Extract the listing below in full, unchanged.
··········
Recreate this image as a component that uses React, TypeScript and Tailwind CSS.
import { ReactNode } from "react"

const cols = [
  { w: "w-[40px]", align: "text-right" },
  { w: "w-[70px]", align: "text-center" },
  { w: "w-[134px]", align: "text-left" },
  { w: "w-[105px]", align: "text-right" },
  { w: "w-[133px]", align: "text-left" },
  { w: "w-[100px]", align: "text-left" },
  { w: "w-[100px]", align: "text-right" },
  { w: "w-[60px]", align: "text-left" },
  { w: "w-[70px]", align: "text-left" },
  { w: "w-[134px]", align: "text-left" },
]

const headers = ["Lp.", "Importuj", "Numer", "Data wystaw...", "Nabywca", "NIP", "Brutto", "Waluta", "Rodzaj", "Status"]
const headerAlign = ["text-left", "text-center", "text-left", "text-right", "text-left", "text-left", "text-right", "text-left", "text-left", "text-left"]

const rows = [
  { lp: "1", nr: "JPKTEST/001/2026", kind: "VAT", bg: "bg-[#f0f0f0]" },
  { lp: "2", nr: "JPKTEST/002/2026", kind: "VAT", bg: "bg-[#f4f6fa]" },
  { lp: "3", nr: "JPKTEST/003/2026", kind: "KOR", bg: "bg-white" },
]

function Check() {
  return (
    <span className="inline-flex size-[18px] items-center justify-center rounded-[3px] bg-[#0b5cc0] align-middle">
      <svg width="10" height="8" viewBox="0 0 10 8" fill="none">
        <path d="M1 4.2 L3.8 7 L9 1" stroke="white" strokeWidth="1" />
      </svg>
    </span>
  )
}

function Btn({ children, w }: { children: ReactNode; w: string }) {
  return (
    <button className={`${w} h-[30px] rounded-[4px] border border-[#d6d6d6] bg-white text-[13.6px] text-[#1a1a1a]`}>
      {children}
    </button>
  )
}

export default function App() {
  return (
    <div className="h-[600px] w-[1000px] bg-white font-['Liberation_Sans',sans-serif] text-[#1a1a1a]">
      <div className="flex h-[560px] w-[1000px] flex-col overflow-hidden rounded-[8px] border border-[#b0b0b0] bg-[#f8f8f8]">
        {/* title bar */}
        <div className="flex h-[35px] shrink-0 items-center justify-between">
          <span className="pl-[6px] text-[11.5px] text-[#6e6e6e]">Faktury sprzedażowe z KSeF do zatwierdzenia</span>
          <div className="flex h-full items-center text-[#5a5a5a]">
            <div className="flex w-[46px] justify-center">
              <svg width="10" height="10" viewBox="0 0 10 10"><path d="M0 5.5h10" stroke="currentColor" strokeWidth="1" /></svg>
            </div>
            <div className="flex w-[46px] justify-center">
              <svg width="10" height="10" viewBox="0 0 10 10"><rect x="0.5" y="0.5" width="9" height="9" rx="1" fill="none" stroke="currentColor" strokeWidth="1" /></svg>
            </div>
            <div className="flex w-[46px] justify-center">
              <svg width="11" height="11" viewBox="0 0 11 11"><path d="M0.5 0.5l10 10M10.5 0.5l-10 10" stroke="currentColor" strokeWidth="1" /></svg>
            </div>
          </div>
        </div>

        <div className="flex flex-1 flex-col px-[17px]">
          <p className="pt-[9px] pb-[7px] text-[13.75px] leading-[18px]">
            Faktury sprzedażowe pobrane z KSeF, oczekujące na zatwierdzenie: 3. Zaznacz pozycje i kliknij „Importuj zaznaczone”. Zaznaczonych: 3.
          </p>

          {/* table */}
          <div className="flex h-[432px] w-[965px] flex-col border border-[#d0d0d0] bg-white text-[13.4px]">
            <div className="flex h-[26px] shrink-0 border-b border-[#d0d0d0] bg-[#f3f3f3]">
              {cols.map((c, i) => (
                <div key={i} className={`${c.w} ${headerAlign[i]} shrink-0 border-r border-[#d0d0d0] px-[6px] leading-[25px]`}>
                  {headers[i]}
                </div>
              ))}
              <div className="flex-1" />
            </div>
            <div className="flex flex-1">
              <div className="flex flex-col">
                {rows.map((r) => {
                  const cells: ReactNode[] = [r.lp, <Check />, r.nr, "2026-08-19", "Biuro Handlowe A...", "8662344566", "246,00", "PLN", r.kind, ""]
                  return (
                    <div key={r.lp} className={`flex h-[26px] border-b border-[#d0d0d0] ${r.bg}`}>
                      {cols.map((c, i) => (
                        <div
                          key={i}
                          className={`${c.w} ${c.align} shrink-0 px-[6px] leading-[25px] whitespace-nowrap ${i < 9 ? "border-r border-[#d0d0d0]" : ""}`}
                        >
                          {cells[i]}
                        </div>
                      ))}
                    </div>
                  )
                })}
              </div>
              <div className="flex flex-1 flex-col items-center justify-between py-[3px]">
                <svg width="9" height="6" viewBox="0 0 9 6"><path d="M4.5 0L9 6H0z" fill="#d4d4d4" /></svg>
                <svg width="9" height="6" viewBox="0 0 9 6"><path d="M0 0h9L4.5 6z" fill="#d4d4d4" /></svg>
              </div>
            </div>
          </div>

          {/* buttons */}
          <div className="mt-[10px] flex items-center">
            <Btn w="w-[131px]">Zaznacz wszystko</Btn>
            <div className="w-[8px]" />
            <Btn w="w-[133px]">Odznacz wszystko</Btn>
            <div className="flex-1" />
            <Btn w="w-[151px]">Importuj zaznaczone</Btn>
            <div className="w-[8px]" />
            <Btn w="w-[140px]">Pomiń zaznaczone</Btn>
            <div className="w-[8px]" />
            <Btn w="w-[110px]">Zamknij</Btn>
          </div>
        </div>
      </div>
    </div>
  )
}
··········
-- Complete output --
Recreate this image as a component that uses React, TypeScript and Tailwind CSS.
import { ReactNode } from "react"

const cols = [
  { w: "w-[40px]", align: "text-right" },
  { w: "w-[70px]", align: "text-center" },
  { w: "w-[134px]", align: "text-left" },
  { w: "w-[105px]", align: "text-right" },
  { w: "w-[133px]", align: "text-left" },
  { w: "w-[100px]", align: "text-left" },
  { w: "w-[100px]", align: "text-right" },
  { w: "w-[60px]", align: "text-left" },
  { w: "w-[70px]", align: "text-left" },
  { w: "w-[134px]", align: "text-left" },
]

const headers = ["Lp.", "Importuj", "Numer", "Data wystaw...", "Nabywca", "NIP", "Brutto", "Waluta", "Rodzaj", "Status"]
const headerAlign = ["text-left", "text-center", "text-left", "text-right", "text-left", "text-left", "text-right", "text-left", "text-left", "text-left"]

const rows = [
  { lp: "1", nr: "JPKTEST/001/2026", kind: "VAT", bg: "bg-[#f0f0f0]" },
  { lp: "2", nr: "JPKTEST/002/2026", kind: "VAT", bg: "bg-[#f4f6fa]" },
  { lp: "3", nr: "JPKTEST/003/2026", kind: "KOR", bg: "bg-white" },
]

function Check() {
  return (
    <span className="inline-flex size-[18px] items-center justify-center rounded-[3px] bg-[#0b5cc0] align-middle">
      <svg width="10" height="8" viewBox="0 0 10 8" fill="none">
        <path d="M1 4.2 L3.8 7 L9 1" stroke="white" strokeWidth="1" />
      </svg>
    </span>
  )
}

function Btn({ children, w }: { children: ReactNode; w: string }) {
  return (
    <button className={`${w} h-[30px] rounded-[4px] border border-[#d6d6d6] bg-white text-[13.6px] text-[#1a1a1a]`}>
      {children}
    </button>
  )
}

export default function App() {
  return (
    <div className="h-[600px] w-[1000px] bg-white font-['Liberation_Sans',sans-serif] text-[#1a1a1a]">
      <div className="flex h-[560px] w-[1000px] flex-col overflow-hidden rounded-[8px] border border-[#b0b0b0] bg-[#f8f8f8]">
        {/* title bar */}
        <div className="flex h-[35px] shrink-0 items-center justify-between">
          <span className="pl-[6px] text-[11.5px] text-[#6e6e6e]">Faktury sprzedażowe z KSeF do zatwierdzenia</span>
          <div className="flex h-full items-center text-[#5a5a5a]">
            <div className="flex w-[46px] justify-center">
              <svg width="10" height="10" viewBox="0 0 10 10"><path d="M0 5.5h10" stroke="currentColor" strokeWidth="1" /></svg>
            </div>
            <div className="flex w-[46px] justify-center">
              <svg width="10" height="10" viewBox="0 0 10 10"><rect x="0.5" y="0.5" width="9" height="9" rx="1" fill="none" stroke="currentColor" strokeWidth="1" /></svg>
            </div>
            <div className="flex w-[46px] justify-center">
              <svg width="11" height="11" viewBox="0 0 11 11"><path d="M0.5 0.5l10 10M10.5 0.5l-10 10" stroke="currentColor" strokeWidth="1" /></svg>
            </div>
          </div>
        </div>

        <div className="flex flex-1 flex-col px-[17px]">
          <p className="pt-[9px] pb-[7px] text-[13.75px] leading-[18px]">
            Faktury sprzedażowe pobrane z KSeF, oczekujące na zatwierdzenie: 3. Zaznacz pozycje i kliknij „Importuj zaznaczone”. Zaznaczonych: 3.
          </p>

          {/* table */}
          <div className="flex h-[432px] w-[965px] flex-col border border-[#d0d0d0] bg-white text-[13.4px]">
            <div className="flex h-[26px] shrink-0 border-b border-[#d0d0d0] bg-[#f3f3f3]">
              {cols.map((c, i) => (
                <div key={i} className={`${c.w} ${headerAlign[i]} shrink-0 border-r border-[#d0d0d0] px-[6px] leading-[25px]`}>
                  {headers[i]}
                </div>
              ))}
              <div className="flex-1" />
            </div>
            <div className="flex flex-1">
              <div className="flex flex-col">
                {rows.map((r) => {
                  const cells: ReactNode[] = [r.lp, <Check />, r.nr, "2026-08-19", "Biuro Handlowe A...", "8662344566", "246,00", "PLN", r.kind, ""]
                  return (
                    <div key={r.lp} className={`flex h-[26px] border-b border-[#d0d0d0] ${r.bg}`}>
                      {cols.map((c, i) => (
                        <div
                          key={i}
                          className={`${c.w} ${c.align} shrink-0 px-[6px] leading-[25px] whitespace-nowrap ${i < 9 ? "border-r border-[#d0d0d0]" : ""}`}
                        >
                          {cells[i]}
                        </div>
                      ))}
                    </div>
                  )
                })}
              </div>
              <div className="flex flex-1 flex-col items-center justify-between py-[3px]">
                <svg width="9" height="6" viewBox="0 0 9 6"><path d="M4.5 0L9 6H0z" fill="#d4d4d4" /></svg>
                <svg width="9" height="6" viewBox="0 0 9 6"><path d="M0 0h9L4.5 6z" fill="#d4d4d4" /></svg>
              </div>
            </div>
          </div>

          {/* buttons */}
          <div className="mt-[10px] flex items-center">
            <Btn w="w-[131px]">Zaznacz wszystko</Btn>
            <div className="w-[8px]" />
            <Btn w="w-[133px]">Odznacz wszystko</Btn>
            <div className="flex-1" />
            <Btn w="w-[151px]">Importuj zaznaczone</Btn>
            <div className="w-[8px]" />
            <Btn w="w-[140px]">Pomiń zaznaczone</Btn>
            <div className="w-[8px]" />
            <Btn w="w-[110px]">Zamknij</Btn>
          </div>
        </div>
      </div>
    </div>
  )
}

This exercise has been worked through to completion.